Cement Concrete Aggregates Australia (CCAA) released a document – Providing the Materials to Build Queensland – that outlined to the new Queensland Labor Government the challenges for the state’s quarry industry, as well as recommended policy changes to address them.
“With a population heading towards eight million by 2044, an uncertain economy and an environment where extreme weather events occur regularly, we need to plan for our future,” CCAA state director Aaron Johnstone stated.
Highlighting the importance of such a plan, Johnstone pointed out that the state government’s commitment to “well targeted and efficiently delivered infrastructure” would largely be dependent on the availability of construction materials. However, he noted that the increasing pressure on quarries from encroaching development and local council approval delays could potentially affect construction material supply.
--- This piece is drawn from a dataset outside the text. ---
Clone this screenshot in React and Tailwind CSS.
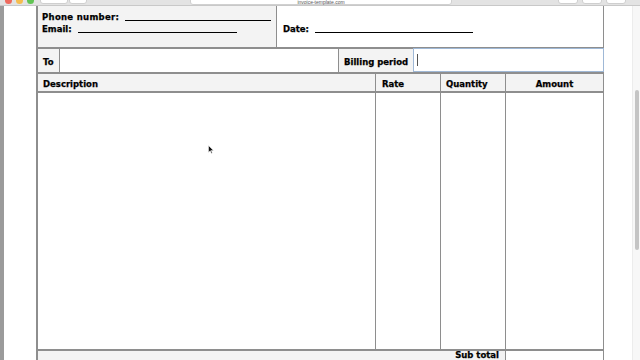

“If this [the pressure] continues, it will become more and more difficult for these quarries to operate efficiently, which will impact on the cost of delivering concrete and other construction materials for the state,” he explained. “That’s why it’s critical that we protect our quarry resources and facilitate more timely approvals.”
In addition to introducing stronger provisions for the protection of Key Resource Areas (KRAs) within the state planning policy, CCAA recommended the state government establish a “one-stop shop” to oversee its agenda for construction materials.
The peak industry body also suggested:
• The implementation of systems to prevent incompatible development near quarries, concrete plants and cement facilities.
• The appointment of the state government as the “main decision-maker” in the quarry assessment process, with local government as a “key stakeholder”.
• The upgrade of key road and transport infrastructure to improve safety and facilitate smooth product delivery to market.
• The continued reduction of red and green tape.
“Successive governments in Queensland have put in place a number of important reforms which support our industry, such as the introduction of the KRA policy in 2007, as well as more recent planning and vegetation reforms,” Johnstone said. “However, much more needs to be done, and we [CCAA] want to work closely with the new government to help drive the changes to protect and access our resources for the benefit of all Queenslanders.”
The CCAA represents more than 80 cement, concrete and aggregate suppliers that account for more than 80 per cent of the combined industries’ output across Australia. Within Queensland, CCAA has about 30 members that supply all the cement produced in the state.